Each step adds three hours to the time. On the left, the clock has 12 hours while the one on the right has 11. If the size of step we take shares factors with the modulus we use, we won't be able to reach some numbers.

The difference between the two cases is that 12 and 3 share a common factor but 11 and 3 don’t. This is similar to the common factor problem we saw earlier: sharing factors causes some numbers to be skipped. However, if we make sure that the number we take the modulus with doesn’t share factors with our knight, we should be able to reach every square. By picking a prime number, like 11, we can guarantee that no knight will have a shared factor with it.

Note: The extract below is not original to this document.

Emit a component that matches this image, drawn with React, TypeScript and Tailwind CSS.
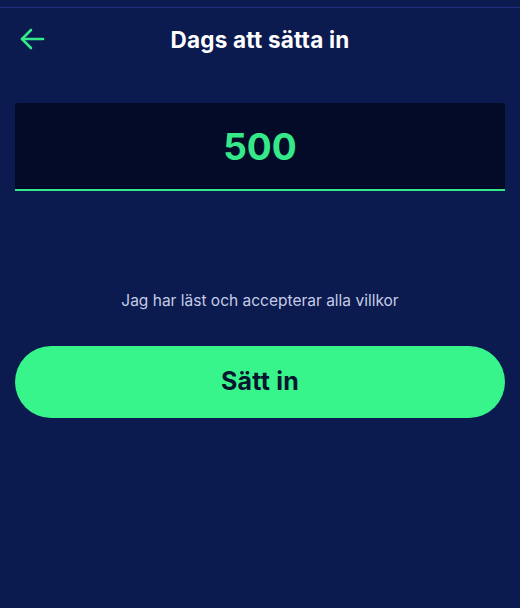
import React from 'react';

const App: React.FC = () => {
  return (
    <div
      className="w-[520px] h-[608px] bg-[#0b1a4f] flex flex-col"
      style={{ fontFamily: 'Inter, "Noto Sans", sans-serif' }}
    >
      <div className="h-[7px]" />
      <div className="h-px bg-[#1d2f7e]" />

      {/* header */}
      <div className="relative h-[62px] flex items-center justify-center">
        <button className="absolute left-[19px] top-[19px] text-[#35e98a]">
          <svg width="26" height="24" viewBox="0 0 26 24" fill="none" stroke="currentColor" strokeWidth="2.6" strokeLinecap="round" strokeLinejoin="round">
            <path d="M24 12H3" />
            <path d="M12 3L3 12l9 9" />
          </svg>
        </button>
        <h1 className="text-white text-[22.5px] font-bold tracking-[0.2px] mt-[1px]">Dags att sätta in</h1>
      </div>

      {/* amount */}
      <div className="mx-[15px] mt-[33px] h-[88px] bg-[#040b28] rounded-t-[3px] border-b-2 border-[#35e98a] flex items-center justify-center">
        <span className="text-[#35e98a] text-[37px] font-bold tracking-[0px] leading-none">500</span>
      </div>

      <p className="mt-[100px] text-center text-[15.5px] text-[#c5cde6] leading-5">
        Jag har läst och accepterar alla villkor
      </p>

      <button className="mx-[15px] mt-[35px] h-[72px] rounded-full bg-[#37f58b] flex items-center justify-center">
        <span className="text-[#08152f] text-[25px] font-bold tracking-[0.2px]">Sätt in</span>
      </button>
    </div>
  );
};

export default App;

So long as the prime we pick is odd, we’ll also solve our parity problem. Adding two even numbers can result in an odd number if the numbers we add are large enough to cause a wrap-around. Suppose we pick 7 for our modulus. Normally, 4 + 4 = 8, which is even as expected. However, 8 is congruent to 1 modulo 7, and 1 is an odd number. If we add 4 and 4 modulo 7, we actually get an odd result by adding even numbers. Before, we saw issues with even knights because there was no way of changing parities by adding even numbers. With the modulus, we now have a way of getting an odd number by adding two evens.

Finally, our spatial constraint problem should be solved as well, albeit for a less interesting reason: the modulus removes the boundaries at the edge of the board by allowing knights to wrap around to the other side. With no spatial constraints, the knight is able to reach every square on the board.

The same boards that gave us problems earlier, this time on a 7 by 7 grid using the modulus to compute coordinates. Since 7 is prime, we can reach every square with any knight we choose.

It turns out the secret to unlocking the potential of a generalized knight is to extend our idea of the board as well. What we’re left with doesn’t very closely resemble chess, but it does lead to some pretty pictures.